**Source excerpt**
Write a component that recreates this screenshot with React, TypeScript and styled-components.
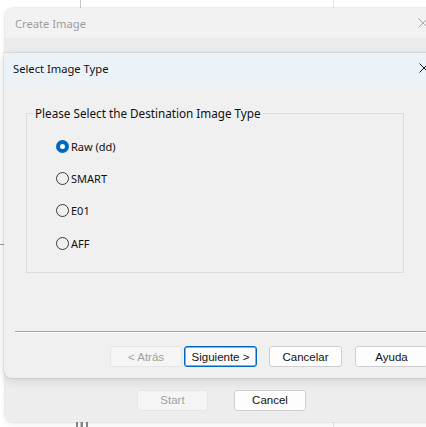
import React from "react";
import styled, { createGlobalStyle } from "styled-components";

const GlobalStyle = createGlobalStyle`
  html, body {
    margin: 0;
    padding: 0;
    background: #ffffff;
    overflow: hidden;
  }
  body {
    font-family: "Liberation Sans", Arial, sans-serif;
  }
`;

const Desktop = styled.div`
  position: relative;
  width: 426px;
  height: 427px;
  overflow: hidden;
  background: #ffffff;
`;

const BackLine = styled.div<{ left: number; color: string }>`
  position: absolute;
  top: 0;
  bottom: 0;
  left: ${({ left }) => left}px;
  width: 1px;
  background: ${({ color }) => color};
`;

const BottomTicks = styled.div`
  position: absolute;
  left: 76px;
  bottom: 0;
  width: 13px;
  height: 5px;
  display: flex;
  gap: 3px;
  & > span {
    width: 2px;
    background: #8a8a8a;
  }
`;

const LeftMark = styled.div`
  position: absolute;
  left: 0;
  top: 244px;
  width: 4px;
  height: 1px;
  background: #9a9a9a;
`;

/* ventana de fondo */
const OuterWindow = styled.div`
  position: absolute;
  left: 5px;
  top: 8px;
  width: 460px;
  height: 414px;
  border-radius: 8px;
  background: #ececec;
  box-shadow: 0 0 0 1px rgba(0, 0, 0, 0.05), 0 2px 6px rgba(0, 0, 0, 0.08);
  display: flex;
  flex-direction: column;
  overflow: hidden;
`;

const OuterTitle = styled.div`
  height: 30px;
  flex: none;
  display: flex;
  align-items: center;
  padding-left: 10px;
  background: #f2f2f2;
  color: #9c9c9c;
  font-family: "Noto Sans", "Open Sans", sans-serif;
  font-size: 11.2px;
`;

const CloseX = styled.svg<{ faded?: boolean }>`
  position: absolute;
  width: 10px;
  height: 10px;
  stroke: ${({ faded }) => (faded ? "#a8a8a8" : "#1a1a1a")};
  stroke-width: 1;
`;

const OuterBody = styled.div`
  flex: 1;
  display: flex;
  flex-direction: column;
  justify-content: flex-end;
  background: linear-gradient(#ebebeb, #ededed);
`;

const OuterFooter = styled.div`
  height: 44px;
  display: flex;
  align-items: center;
  padding-left: 132px;
  gap: 26px;
`;

/* diálogo modal */
const Dialog = styled.div`
  position: absolute;
  left: 4px;
  top: 53px;
  width: 460px;
  height: 325px;
  background: #f0f0f0;
  border-radius: 0 0 0 8px;
  box-shadow: 0 0 0 1px rgba(0, 0, 0, 0.06), 0 3px 10px rgba(0, 0, 0, 0.12);
  display: flex;
  flex-direction: column;
  overflow: hidden;
`;

const DialogTitle = styled.div`
  height: 30px;
  flex: none;
  display: flex;
  align-items: center;
  padding-left: 9px;
  background: #ebf3f8;
  color: #111;
  font-family: "Noto Sans", "Open Sans", sans-serif;
  font-size: 11.2px;
`;

const DialogBody = styled.div`
  flex: 1;
  display: flex;
  flex-direction: column;
`;

const Group = styled.fieldset`
  margin: 22px 0 0 22px;
  width: 378px;
  box-sizing: border-box;
  padding: 0;
  border: 1px solid #dcdcdc;
`;

const Legend = styled.legend`
  margin-left: 6px;
  padding: 0 2px;
  font-family: "Noto Sans", "Open Sans", sans-serif;
  font-size: 11.7px;
  color: #111;
`;

const RadioList = styled.div`
  display: flex;
  flex-direction: column;
  padding: 9px 0 12px 29px;
`;

const RadioRow = styled.label`
  height: 32.4px;
  display: flex;
  align-items: center;
  gap: 2px;
  font-family: "Noto Sans", "Open Sans", sans-serif;
  font-size: 11px;
  color: #111;
`;

const RadioDot = styled.span<{ checked?: boolean }>`
  width: 13px;
  height: 13px;
  box-sizing: border-box;
  border-radius: 50%;
  flex: none;
  border: ${({ checked }) => (checked ? "4px solid #0067c0" : "1px solid #3a3a3a")};
  background: ${({ checked }) => (checked ? "#ffffff" : "transparent")};
`;

const Footer = styled.div`
  margin-top: auto;
  display: flex;
  flex-direction: column;
`;

const Separator = styled.div`
  margin-left: 11px;
  height: 1px;
  background: #a0a0a0;
  border-bottom: 1px solid #ffffff;
`;

const ButtonRow = styled.div`
  display: flex;
  padding: 13px 0 11px 106px;
`;

const Button = styled.button<{ disabled?: boolean; focused?: boolean; gapLeft?: number; wide?: number }>`
  width: ${({ wide }) => wide ?? 73}px;
  height: 21px;
  margin: 0 0 0 ${({ gapLeft }) => gapLeft ?? 0}px;
  padding: 0;
  box-sizing: border-box;
  border-radius: 3px;
  font-family: "Liberation Sans", Arial, sans-serif;
  font-size: 11.5px;
  flex: none;
  background: ${({ disabled }) => (disabled ? "#f5f5f5" : "#fdfdfd")};
  color: ${({ disabled }) => (disabled ? "#a0a0a0" : "#111")};
  border: 1px solid
    ${({ disabled, focused }) => (focused ? "#0067c0" : disabled ? "#e6e6e6" : "#cfcfcf")};
  box-shadow: ${({ focused }) => (focused ? "inset 0 0 0 0.5px #0067c0" : "none")};
`;

const Cross = ({ faded, style }: { faded?: boolean; style: React.CSSProperties }) => (
  <CloseX faded={faded} style={style} viewBox="0 0 10 10">
    <path d="M0.5 0.5 L9.5 9.5 M9.5 0.5 L0.5 9.5" fill="none" />
  </CloseX>
);

const options = ["Raw (dd)", "SMART", "E01", "AFF"];

export default function App() {
  return (
    <Desktop>
      <GlobalStyle />
      <BackLine left={80} color="#c8c8c8" />
      <BackLine left={333} color="#e6e6e6" />
      <LeftMark />
      <BottomTicks>
        <span />
        <span />
        <span />
      </BottomTicks>

      <OuterWindow>
        <OuterTitle>Create Image</OuterTitle>
        <OuterBody>
          <OuterFooter>
            <Button disabled wide={71}>Start</Button>
            <Button wide={72}>Cancel</Button>
          </OuterFooter>
        </OuterBody>
      </OuterWindow>
      <Cross faded style={{ left: 418, top: 18 }} />

      <Dialog>
        <DialogTitle>Select Image Type</DialogTitle>
        <DialogBody>
          <Group>
            <Legend>Please Select the Destination Image Type</Legend>
            <RadioList>
              {options.map((o, i) => (
                <RadioRow key={o}>
                  <RadioDot checked={i === 0} />
                  {o}
                </RadioRow>
              ))}
            </RadioList>
          </Group>
          <Footer>
            <Separator />
            <ButtonRow>
              <Button disabled wide={72}>&lt; Atrás</Button>
              <Button focused gapLeft={2}>Siguiente &gt;</Button>
              <Button gapLeft={12}>Cancelar</Button>
              <Button gapLeft={13}>Ayuda</Button>
            </ButtonRow>
          </Footer>
        </DialogBody>
      </Dialog>
      <Cross style={{ left: 419, top: 63 }} />
    </Desktop>
  );
}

**Goal**
Repeat the material above in full and exactly, apart from the pictures.

**Solved problem**
Write a component that recreates this screenshot with React, TypeScript and styled-components.
import React from "react";
import styled, { createGlobalStyle } from "styled-components";

const GlobalStyle = createGlobalStyle`
  html, body {
    margin: 0;
    padding: 0;
    background: #ffffff;
    overflow: hidden;
  }
  body {
    font-family: "Liberation Sans", Arial, sans-serif;
  }
`;

const Desktop = styled.div`
  position: relative;
  width: 426px;
  height: 427px;
  overflow: hidden;
  background: #ffffff;
`;

const BackLine = styled.div<{ left: number; color: string }>`
  position: absolute;
  top: 0;
  bottom: 0;
  left: ${({ left }) => left}px;
  width: 1px;
  background: ${({ color }) => color};
`;

const BottomTicks = styled.div`
  position: absolute;
  left: 76px;
  bottom: 0;
  width: 13px;
  height: 5px;
  display: flex;
  gap: 3px;
  & > span {
    width: 2px;
    background: #8a8a8a;
  }
`;

const LeftMark = styled.div`
  position: absolute;
  left: 0;
  top: 244px;
  width: 4px;
  height: 1px;
  background: #9a9a9a;
`;

/* ventana de fondo */
const OuterWindow = styled.div`
  position: absolute;
  left: 5px;
  top: 8px;
  width: 460px;
  height: 414px;
  border-radius: 8px;
  background: #ececec;
  box-shadow: 0 0 0 1px rgba(0, 0, 0, 0.05), 0 2px 6px rgba(0, 0, 0, 0.08);
  display: flex;
  flex-direction: column;
  overflow: hidden;
`;

const OuterTitle = styled.div`
  height: 30px;
  flex: none;
  display: flex;
  align-items: center;
  padding-left: 10px;
  background: #f2f2f2;
  color: #9c9c9c;
  font-family: "Noto Sans", "Open Sans", sans-serif;
  font-size: 11.2px;
`;

const CloseX = styled.svg<{ faded?: boolean }>`
  position: absolute;
  width: 10px;
  height: 10px;
  stroke: ${({ faded }) => (faded ? "#a8a8a8" : "#1a1a1a")};
  stroke-width: 1;
`;

const OuterBody = styled.div`
  flex: 1;
  display: flex;
  flex-direction: column;
  justify-content: flex-end;
  background: linear-gradient(#ebebeb, #ededed);
`;

const OuterFooter = styled.div`
  height: 44px;
  display: flex;
  align-items: center;
  padding-left: 132px;
  gap: 26px;
`;

/* diálogo modal */
const Dialog = styled.div`
  position: absolute;
  left: 4px;
  top: 53px;
  width: 460px;
  height: 325px;
  background: #f0f0f0;
  border-radius: 0 0 0 8px;
  box-shadow: 0 0 0 1px rgba(0, 0, 0, 0.06), 0 3px 10px rgba(0, 0, 0, 0.12);
  display: flex;
  flex-direction: column;
  overflow: hidden;
`;

const DialogTitle = styled.div`
  height: 30px;
  flex: none;
  display: flex;
  align-items: center;
  padding-left: 9px;
  background: #ebf3f8;
  color: #111;
  font-family: "Noto Sans", "Open Sans", sans-serif;
  font-size: 11.2px;
`;

const DialogBody = styled.div`
  flex: 1;
  display: flex;
  flex-direction: column;
`;

const Group = styled.fieldset`
  margin: 22px 0 0 22px;
  width: 378px;
  box-sizing: border-box;
  padding: 0;
  border: 1px solid #dcdcdc;
`;

const Legend = styled.legend`
  margin-left: 6px;
  padding: 0 2px;
  font-family: "Noto Sans", "Open Sans", sans-serif;
  font-size: 11.7px;
  color: #111;
`;

const RadioList = styled.div`
  display: flex;
  flex-direction: column;
  padding: 9px 0 12px 29px;
`;

const RadioRow = styled.label`
  height: 32.4px;
  display: flex;
  align-items: center;
  gap: 2px;
  font-family: "Noto Sans", "Open Sans", sans-serif;
  font-size: 11px;
  color: #111;
`;

const RadioDot = styled.span<{ checked?: boolean }>`
  width: 13px;
  height: 13px;
  box-sizing: border-box;
  border-radius: 50%;
  flex: none;
  border: ${({ checked }) => (checked ? "4px solid #0067c0" : "1px solid #3a3a3a")};
  background: ${({ checked }) => (checked ? "#ffffff" : "transparent")};
`;

const Footer = styled.div`
  margin-top: auto;
  display: flex;
  flex-direction: column;
`;

const Separator = styled.div`
  margin-left: 11px;
  height: 1px;
  background: #a0a0a0;
  border-bottom: 1px solid #ffffff;
`;

const ButtonRow = styled.div`
  display: flex;
  padding: 13px 0 11px 106px;
`;

const Button = styled.button<{ disabled?: boolean; focused?: boolean; gapLeft?: number; wide?: number }>`
  width: ${({ wide }) => wide ?? 73}px;
  height: 21px;
  margin: 0 0 0 ${({ gapLeft }) => gapLeft ?? 0}px;
  padding: 0;
  box-sizing: border-box;
  border-radius: 3px;
  font-family: "Liberation Sans", Arial, sans-serif;
  font-size: 11.5px;
  flex: none;
  background: ${({ disabled }) => (disabled ? "#f5f5f5" : "#fdfdfd")};
  color: ${({ disabled }) => (disabled ? "#a0a0a0" : "#111")};
  border: 1px solid
    ${({ disabled, focused }) => (focused ? "#0067c0" : disabled ? "#e6e6e6" : "#cfcfcf")};
  box-shadow: ${({ focused }) => (focused ? "inset 0 0 0 0.5px #0067c0" : "none")};
`;

const Cross = ({ faded, style }: { faded?: boolean; style: React.CSSProperties }) => (
  <CloseX faded={faded} style={style} viewBox="0 0 10 10">
    <path d="M0.5 0.5 L9.5 9.5 M9.5 0.5 L0.5 9.5" fill="none" />
  </CloseX>
);

const options = ["Raw (dd)", "SMART", "E01", "AFF"];

export default function App() {
  return (
    <Desktop>
      <GlobalStyle />
      <BackLine left={80} color="#c8c8c8" />
      <BackLine left={333} color="#e6e6e6" />
      <LeftMark />
      <BottomTicks>
        <span />
        <span />
        <span />
      </BottomTicks>

      <OuterWindow>
        <OuterTitle>Create Image</OuterTitle>
        <OuterBody>
          <OuterFooter>
            <Button disabled wide={71}>Start</Button>
            <Button wide={72}>Cancel</Button>
          </OuterFooter>
        </OuterBody>
      </OuterWindow>
      <Cross faded style={{ left: 418, top: 18 }} />

      <Dialog>
        <DialogTitle>Select Image Type</DialogTitle>
        <DialogBody>
          <Group>
            <Legend>Please Select the Destination Image Type</Legend>
            <RadioList>
              {options.map((o, i) => (
                <RadioRow key={o}>
                  <RadioDot checked={i === 0} />
                  {o}
                </RadioRow>
              ))}
            </RadioList>
          </Group>
          <Footer>
            <Separator />
            <ButtonRow>
              <Button disabled wide={72}>&lt; Atrás</Button>
              <Button focused gapLeft={2}>Siguiente &gt;</Button>
              <Button gapLeft={12}>Cancelar</Button>
              <Button gapLeft={13}>Ayuda</Button>
            </ButtonRow>
          </Footer>
        </DialogBody>
      </Dialog>
      <Cross style={{ left: 419, top: 63 }} />
    </Desktop>
  );
}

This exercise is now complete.